Описывая вторую встречу со Сталиным у Горького 26 октября 1932 г., где как обычно писателей щедро угощали и было много выпивки, Кирпотин приводит эпизод, случившийся уже под утро, когда Сталин надел шинель, чтоб уходить, и после выразительной сцены между Сталиным и Бухариным. Этот эпизод приведем целиком:
«В последний момент произошла еще одна колоритная сценка, характерная для всего вечера, для всего застолья. Сталин затягивал шинель, около него юлил пьяненький Павленко. Я застал конец разговора:
— Говно ваш Слонимский, — сказал Сталин.
— Говно, но свое, — быстро нашелся Павленко.
Сталину понравился ответ. Он засмеялся и еще раз повторил:
— Говно ваш Слонимский.
Павленко видит, что Сталину нравится ответ, и снова повторяет:
— Говно, товарищ Сталин, говно, но свое.
И Сталину понравилась эта игра:
— Говно, говно ваш Слонимский.
Стоящие вокруг радостно посмеивались»[578].
Об этом диалоге Павленко Слонимскому не сказал ни слова и, разумеется, не по забывчивости; диалога этого Павленко не забывал, учитывал его, надо думать, и в январе 1939-го, когда распределялись ордена для писателей. Но все эти годы переписка Павленко со Слонимским продолжалась и все положительные новости из Москвы Слонимскому сообщались. Так, скажем, 12 июня 1935 г. Павленко писал о распределении машин для ленинградского литначальства: «Говорил о 2-х машинах и узнал, что первая из них не то уже получена, не то получается и есть уже решение Секретариата ее предоставить Федину, вторая будет тебе…»
Выстрел, прогремевший 1 декабря 1934 г. в Смольном, поставил окончательный крест на романе Слонимского.
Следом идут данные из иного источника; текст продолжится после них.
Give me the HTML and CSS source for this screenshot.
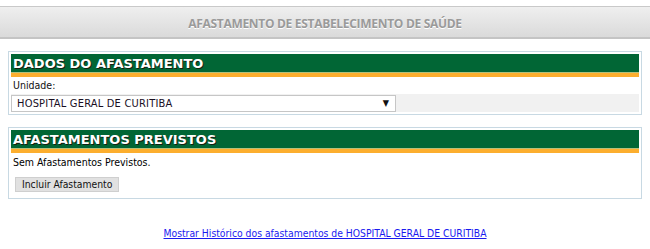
FILE: index.html
```html
<!DOCTYPE html>
<html lang="pt-BR">
<head>
<meta charset="utf-8">
<title>Afastamento de Estabelecimento de Saúde</title>
<link rel="stylesheet" href="styles.css">
</head>
<body>
<div class="page-header">
  <h1 class="page-title">AFASTAMENTO DE ESTABELECIMENTO DE SAÚDE</h1>
</div>

<section class="box box-dados">
  <div class="bar"><h2 class="bar-title">DADOS DO AFASTAMENTO</h2></div>
  <div class="label-row">Unidade:</div>
  <div class="field-row">
    <div class="select">
      <span class="select-text">HOSPITAL GERAL DE CURITIBA</span>
      <span class="select-arrow">▼</span>
    </div>
  </div>
</section>

<section class="box box-previstos">
  <div class="bar"><h2 class="bar-title">AFASTAMENTOS PREVISTOS</h2></div>
  <div class="text-row">Sem Afastamentos Previstos.</div>
  <div class="button-row"><button class="btn" type="button">Incluir Afastamento</button></div>
</section>

<div class="footer-link">
  <a href="#" class="link">Mostrar Histórico dos afastamentos de HOSPITAL GERAL DE CURITIBA</a>
</div>
</body>
</html>
```

FILE: styles.css
```css
html, body {
  margin: 0;
  padding: 0;
  background: #ffffff;
}
body {
  font-family: "DejaVu Sans Condensed", "DejaVu Sans", sans-serif;
  font-size: 11px;
  color: #000;
}
.page-header {
  margin-top: 6px;
  height: 30px;
  border-top: 1px solid #c9c9c9;
  border-bottom: 2px solid #c4c4c4;
  background: linear-gradient(#efefef, #dadada);
  display: flex;
  align-items: center;
  justify-content: center;
}
.page-title {
  margin: 0;
  padding-top: 2px;
  font-family: "Open Sans", sans-serif;
  font-weight: 700;
  font-size: 12px;
  letter-spacing: -0.3px;
  color: #9a9a9a;
  text-shadow: 0 1px 0 #ffffff;
  white-space: nowrap;
}
.box {
  margin: 12px 8px 0 8px;
  border: 1px solid #c8d9e3;
  padding: 2px;
  display: flex;
  flex-direction: column;
  gap: 2px;
}
.bar {
  height: 18px;
  background: #016635;
  border-bottom: 1px solid #b5c07a;
  box-shadow: 0 4px 0 #fcae2e;
  margin-bottom: 4px;
  display: flex;
  align-items: center;
  padding-left: 2px;
}
.bar-title {
  margin: 0;
  font-family: "DejaVu Sans", Verdana, sans-serif;
  font-weight: bold;
  font-size: 13px;
  color: #ffffff;
  text-shadow: 1px 1px 0 #142012;
  line-height: 18px;
  padding-top: 2px;
}
.label-row {
  height: 13px;
  line-height: 13px;
  padding-left: 2px;
  font-size: 10.5px;
  color: #111;
}
.field-row {
  background: #f1f1f1;
  height: 18px;
  display: flex;
  align-items: center;
}
.select {
  width: 372px;
  height: 15px;
  border: 1px solid #c6c6c6;
  background: #fff;
  display: flex;
  align-items: center;
  justify-content: space-between;
  padding: 0 6px 0 5px;
  box-sizing: content-box;
}
.select-text {
  color: #1a0f1f;
  letter-spacing: 0.2px;
}
.select-arrow {
  font-size: 9px;
  color: #111;
}
.text-row {
  height: 13px;
  line-height: 13px;
  padding-left: 2px;
  padding-top: 1px;
  font-size: 10.5px;
}
.button-row {
  padding: 6px 4px 4px 4px;
}
.btn {
  font-family: "DejaVu Sans Condensed", "DejaVu Sans", sans-serif;
  font-size: 10.3px;
  height: 15px;
  padding: 0 6px;
  background: #e1e1e1;
  border: 1px solid #cfcfcf;
  color: #111;
  line-height: 13px;
}
.footer-link {
  text-align: center;
  margin-top: 28px;
}
.link {
  font-size: 10.3px;
  color: #1a1aef;
  text-decoration: underline;
}
```
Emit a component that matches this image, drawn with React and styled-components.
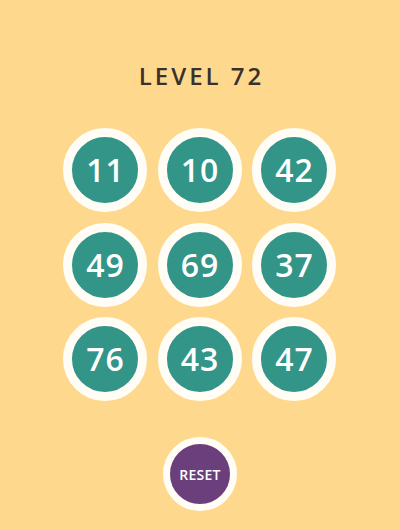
import React from "react";
import styled, { createGlobalStyle } from "styled-components";

const Global = createGlobalStyle`
  html, body { margin: 0; padding: 0; background: #fed98d; }
  body { font-family: "Open Sans", Lato, sans-serif; }
`;

const Page = styled.div`
  width: 400px;
  height: 530px;
  display: flex;
  flex-direction: column;
  align-items: center;
  background: #fed98d;
`;

const Title = styled.h1`
  margin: 60px 0 0;
  font-family: "Open Sans", Lato, sans-serif;
  font-size: 24px;
  line-height: 32px;
  font-weight: 600;
  letter-spacing: 3px;
  padding-left: 3px;
  color: #3a302c;
`;

const Grid = styled.div`
  margin-top: 36px;
  display: grid;
  grid-template-columns: repeat(3, 84px);
  gap: 10.5px;
  margin-left: -1px;
`;

const Tile = styled.button`
  width: 84px;
  height: 84px;
  border-radius: 50%;
  border: 9px solid #fffdf6;
  background: #339488;
  color: #fff;
  font-family: "Open Sans", Lato, sans-serif;
  font-size: 32px;
  font-weight: 600;
  letter-spacing: 1px;
  display: flex;
  align-items: center;
  justify-content: center;
  padding: 0 0 1px 1px;
  box-sizing: border-box;
`;

const Reset = styled.button`
  margin-top: 36px;
  width: 74px;
  height: 74px;
  border-radius: 50%;
  border: 7.5px solid #fffdf6;
  background: #6a3f7b;
  color: #fff;
  font-family: "Open Sans", Lato, sans-serif;
  font-size: 14px;
  font-weight: 600;
  letter-spacing: 0.3px;
  padding: 0;
  box-sizing: border-box;
`;

const numbers = [11, 10, 42, 49, 69, 37, 76, 43, 47];

export default function App() {
  return (
    <Page>
      <Global />
      <Title>LEVEL 72</Title>
      <Grid>
        {numbers.map((n) => (
          <Tile key={n}>{n}</Tile>
        ))}
      </Grid>
      <Reset>RESET</Reset>
    </Page>
  );
}
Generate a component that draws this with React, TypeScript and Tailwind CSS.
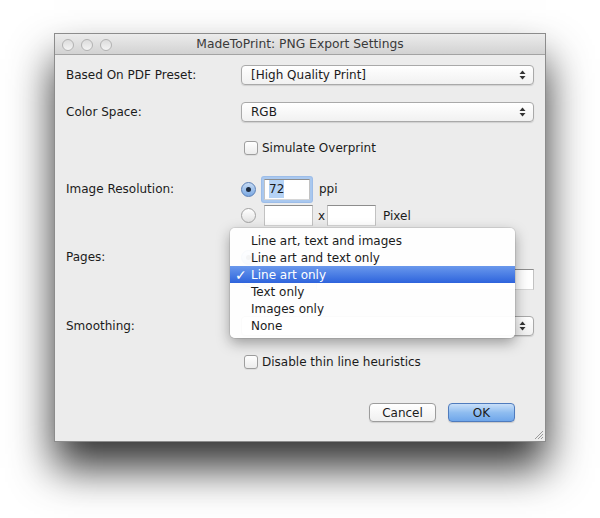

Писатель, по-видимому это понимал и о настроении его можно судить по докладной записке Управления НКВД по Ленинградской области, направленной 28 мая 1935 г. сменившему убитого Кирова Жданову. Эта записка имела выразительный заголовок «Об отрицательных и контрреволюционных проявлениях среди писателей города Ленинграда»; она составлена на основании агентурных данных, поступивших в НКВД. Имя Слонимского упоминается в ней семь раз. В связи с арестом «контрреволюционной националистической» группы молодых ленинградских писателей (в нее входили Б. Корнилов, Н. Чуковский и др.) в записке приводилось такое высказывание Слонимского: «Я думаю, что последние аресты молодежи только начало, скоро будут арестовывать и нас, представителей более старого поколения, ведь мы тоже считаемся „политически неустойчивыми“». На прямой вопрос его собеседника (писатель М. Козаков): «Какой выход из создавшегося положения?» — последовал ответ, что «наиболее целесообразным отойти от всякой общественной работы, сидеть дома, заниматься творчеством и нигде не показываться»[579]. (В этой фразе сквозит обида и досада, но никак не практическая программа действий: соскочить с литературной дорожки «Лавровы» — «Фома Клешнев» — «Крепость» — вряд ли было реально, что и подтвердила изданная в 1939-м повесть Слонимского «Пограничники»), Характерно сообщение со слов М. Козакова, что реально правивший Ленинградским отделением Союза писателей его ответственный секретарь А. Е. Горелов прислал Слонимскому текст резолюции по поводу действий НКВД (приветствующую их, понятно) с требованием подписать ее к следующему утру (председатель Союза Н. Тихонов под благовидным предлогом текст не принял, Федин якобы уехал работать на дачу, Зощенко и Форш подписать отказались). Слонимский отказаться не посмел, но, как говорил Козаков, «мы со Слонимским вырабатывали, вырабатывали новый текст, пока не пришлось покончить с этим делом и замять его, а ведь дело большой политической важности»…[580]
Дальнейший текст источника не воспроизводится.